This is, as stated above, my fourth Emmanuel Todd blog posting here, the previous three being here, here and here, or get all my Emmanuel Todd postings by choosing the Emmanuel Todd category here, bottom left.
L’Enfance du Monde: Structure Familiale et Développement by Emmanuel Todd was first published in 1984, and first published in English in 1987, as The Causes of Progress: Culture, Authority and Change. Here is the Foreword (pp. xiii-xiv of my hardback edition of the English translation by Richard Boulind):
The present book is one step on the way towards a new interpretation of historical change. It emphasizes the influence of stable anthropological factors within the modernization process itself. Although self-contained, it is none the less the logical sequel to The Explanation of Ideology: Family Structures and Social Systems (Oxford: Basil Blackwell, 1985).
The anthropological analysis of social systems singles out family structure as the decisive explanatory variable – that is to say, the elementary relationships of parents with children, brothers with sisters, husbands with wives. But anthropology is here no more than a tool. It makes it possible to settle some basic problems, for which the social sciences of the present day are finding it hard to offer any solutions at all. The question posed in The Explanation of Ideology concerned the spread of modern ideologies across the globe. I set out to explain why communism has come to dominate certain regions, liberalism others, and social democracy yet others; likewise to explain the predominance, elsewhere, of the Catholic Right, or of ideologies that from the European point of view are unclassifiable, such as Muslim fundamentalism, Buddhist socialism or the Indian caste system. In The Explanation of Ideology the analysis of relationships between parents and their children – authoritarian or liberal – and of relationships between brothers – egalitarian or inegalitarian – led to a typology of family types which geographically coincided fairly closely with the mapped distribution of adherence to the great ideologies. The purpose of this second book is to analyse development, here not considered as a purely economic, short-term phenomenon, but as a very long-term cultural and anthropological movement stretching over centuries rather than decades. Its most important aspect is not so much industrial growth as the rise in literacy, the increase in the proportion of people able to read and write from 0 to 99 per cent.
Here, as in the realm of political science, no explanation has so far proved acceptable. One can readily describe – with a wealth of statistical detail – the development of certain countries, first cultural then economic: endogenous development so far as north-western Europe is concerned, exogenous development first in the case of southern Europe, then in part of the Third World. But no reasonable hypothesis has been proposed and tested that can explain such differences – apart from those magnificent tautologies that pronounce that growth results from rates of investment having risen above a certain percentage of the gross national product. Of course that is true. But why have they done so there and not somewhere else? Or at that particular date, rather than at some other?
The method adopted here is simple; as in any scientific undertaking, the objective is to explain the maximum number of facts by the minimum number of hypotheses. The complexity of observed phenomena should be reduced to the simplicity of a few underlying laws.
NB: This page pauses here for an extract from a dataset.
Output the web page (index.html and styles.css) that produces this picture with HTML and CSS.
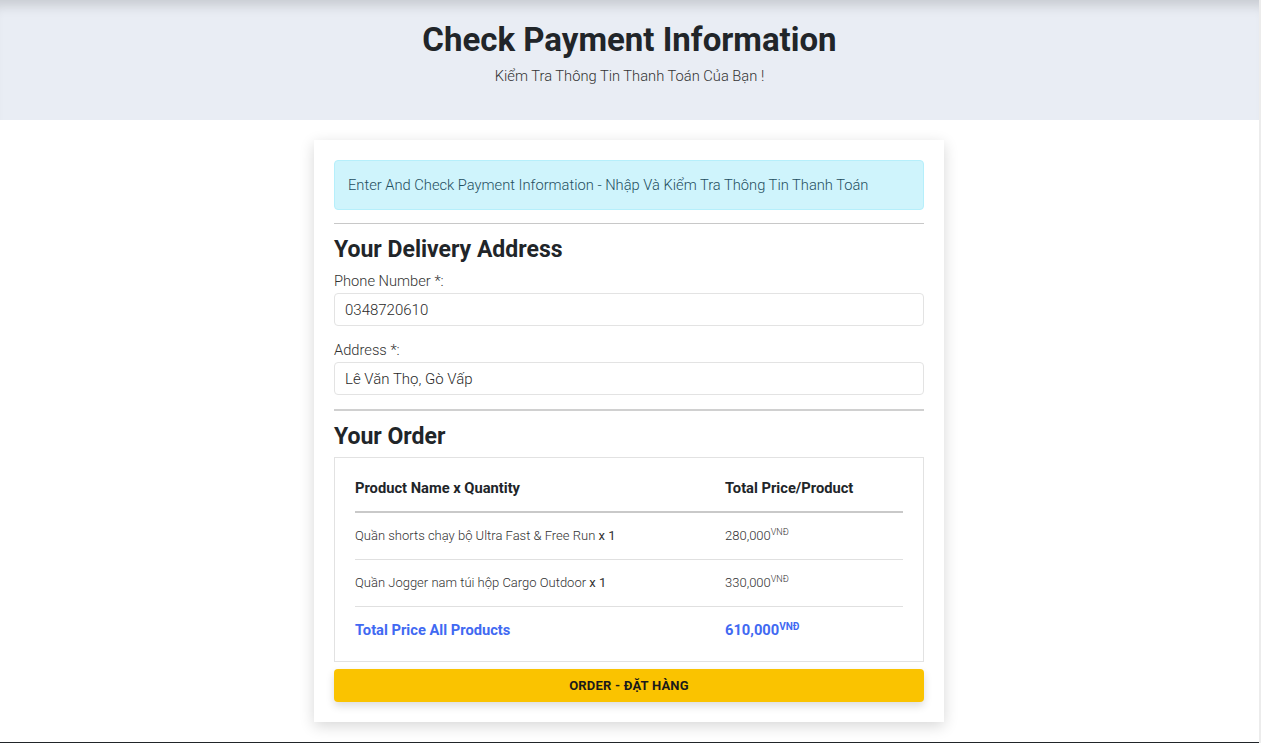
FILE: index.html
```html
<!DOCTYPE html>
<html lang="vi">
<head>
<meta charset="utf-8">
<title>Check Payment Information</title>
<link rel="stylesheet" href="styles.css">
</head>
<body>
<div class="page">
  <header class="hero">
    <h1 class="hero-title">Check Payment Information</h1>
    <p class="hero-sub">Kiểm Tra Thông Tin Thanh Toán Của Bạn !</p>
  </header>
  <main class="main">
    <section class="card">
      <div class="alert">Enter And Check Payment Information - Nhập Và Kiểm Tra Thông Tin Thanh Toán</div>
      <hr class="rule">
      <h2 class="section-title">Your Delivery Address</h2>
      <label class="label">Phone Number *:</label>
      <input class="input" type="text" value="0348720610">
      <label class="label label-gap">Address *:</label>
      <input class="input" type="text" value="Lê Văn Thọ, Gò Vấp">
      <hr class="rule rule-thick">
      <h2 class="section-title">Your Order</h2>
      <div class="order-box">
        <table class="order-table">
          <thead>
            <tr><th class="col-name">Product Name x Quantity</th><th>Total Price/Product</th></tr>
          </thead>
          <tbody>
            <tr><td class="col-name">Quần shorts chạy bộ Ultra Fast &amp; Free Run <span class="qty">x 1</span></td><td>280,000<sup>VNĐ</sup></td></tr>
            <tr><td class="col-name">Quần Jogger nam túi hộp Cargo Outdoor <span class="qty">x 1</span></td><td>330,000<sup>VNĐ</sup></td></tr>
            <tr class="total"><td class="col-name">Total Price All Products</td><td>610,000<sup>VNĐ</sup></td></tr>
          </tbody>
        </table>
      </div>
      <button class="btn-order" type="button">ORDER - ĐẶT HÀNG</button>
    </section>
  </main>
  <footer class="footer"></footer>
</div>
</body>
</html>
```

FILE: styles.css
```css
* { box-sizing: border-box; }
html, body { margin: 0; padding: 0; }
body {
  font-family: Roboto, "Liberation Sans", Arial, sans-serif;
  color: #212529;
  background: #fff;
}
.page {
  border-right: 2px solid #ececec;
  height: 743px;
  overflow: hidden;
  display: flex;
  flex-direction: column;
}
.hero {
  background: #e9edf4;
  height: 120px;
  flex: none;
  padding-top: 19px;
  text-align: center;
  box-shadow: inset 0 14px 12px -8px rgba(0,0,0,0.14);
}
.hero-title {
  margin: 0;
  font-size: 33px;
  line-height: 41px;
  font-weight: 700;
  color: #212529;
}
.hero-sub {
  margin: 5px 0 0;
  font-size: 14.7px;
  line-height: 22px;
  font-weight: 300;
  color: #333;
}
.main {
  flex: none;
  display: flex;
  justify-content: center;
  padding: 20px 1px 20px 0;
}
.card {
  width: 630px;
  background: #fff;
  padding: 20px 20px 20px;
  box-shadow: 0 4px 14px rgba(0,0,0,0.16);
  display: flex;
  flex-direction: column;
}
.alert {
  background: #cff4fc;
  border: 1px solid #b6effb;
  border-radius: 4px;
  padding: 13px 13px;
  font-size: 14.7px;
  line-height: 22px;
  font-weight: 300;
  color: #1f4f60;
}
.rule {
  margin: 13px 0 12px;
  border: 0;
  border-top: 1px solid #c8c8c8;
  height: 0;
}
.rule-thick {
  border-top: 2px solid #d0d0d0;
  margin: 14px 0 12px;
}
.section-title {
  margin: 0;
  font-size: 23px;
  line-height: 27px;
  font-weight: 700;
  color: #212529;
}
.label {
  display: block;
  margin-top: 7px;
  font-size: 14.7px;
  line-height: 22px;
  font-weight: 300;
  color: #333;
}
.label-gap { margin-top: 13px; }
.input {
  display: block;
  width: 100%;
  margin-top: 1px;
  height: 33px;
  padding: 6px 10px;
  border: 1px solid #e3e3e3;
  border-radius: 4px;
  font-family: inherit;
  font-size: 15px;
  line-height: 19px;
  font-weight: 300;
  color: #2a2a2a;
  background: #fff;
}
.order-box {
  margin-top: 7px;
  border: 1px solid #e2e2e2;
  padding: 7px 20px 8px;
}
.order-table {
  width: 100%;
  border-collapse: collapse;
}
.order-table th, .order-table td {
  text-align: left;
  padding: 12px 0;
  line-height: 22px;
  vertical-align: middle;
}
.order-table th {
  font-size: 14.7px;
  font-weight: 700;
  color: #212529;
  border-bottom: 2px solid #c9c9c9;
}
.order-table td {
  font-size: 13px;
  font-weight: 300;
  color: #333;
  border-bottom: 1px solid #e0e0e0;
}
.col-name { width: 370px; }
.qty { font-weight: 400; color: #333; }
.order-table sup {
  font-size: 9px;
  line-height: 0;
  vertical-align: 5px;
}
.order-table tr.total td {
  border-bottom: 0;
  font-size: 14.7px;
  font-weight: 700;
  color: #4169f2;
}
.order-table tr.total sup { font-size: 10px; }
.btn-order {
  margin-top: 7px;
  height: 33px;
  width: 100%;
  border: 0;
  border-radius: 4px;
  background: #fac300;
  font-family: inherit;
  font-size: 13px;
  font-weight: 700;
  color: #1a1a1a;
  letter-spacing: 0.2px;
  box-shadow: 0 4px 8px rgba(0,0,0,0.14);
}
.footer {
  flex: 1;
  background: #212529;
}
```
In the case of relations between family structures and ideologies, an extreme degree of simplification proved to be attainable, since the political typology fitted strictly within an anthropological one, each existing ideology being produced by a different family type. In the case of development, each family system may be considered as having a specific potential – cultural rather than political, this time – ranking either as ‘very high’, ‘high’, ‘medium’ or ‘low’. But the geographical diffusion of culture puts shading into the model, and sets up areas of development that extend beyond the limits of certain anthropological areas dominated by specific family types.
Though complementary with one another, the typologies put forward in The Causes of Progress and in The Explanation of Ideology are none the less distinct: within the family system the elements responsible for ideological alignment, on the one hand, and cultural development, on the other, differ somewhat. One element the two typologies do have in common is the style of authority typical of the parent-child relationship, which simultaneously affects both realms: ideology and culture. Other elements are different, though linked by structural relationships. The concept of the equality or inequality of brothers is fundamental to the analysis of ideologies. But the husband-wife relationship, exhibiting as it does a greater or a lesser degree of feminism, is essential to the analysis of development. A synoptic table given in the conclusion (p. 180) indicates the exact matching of the categories employed in the two books.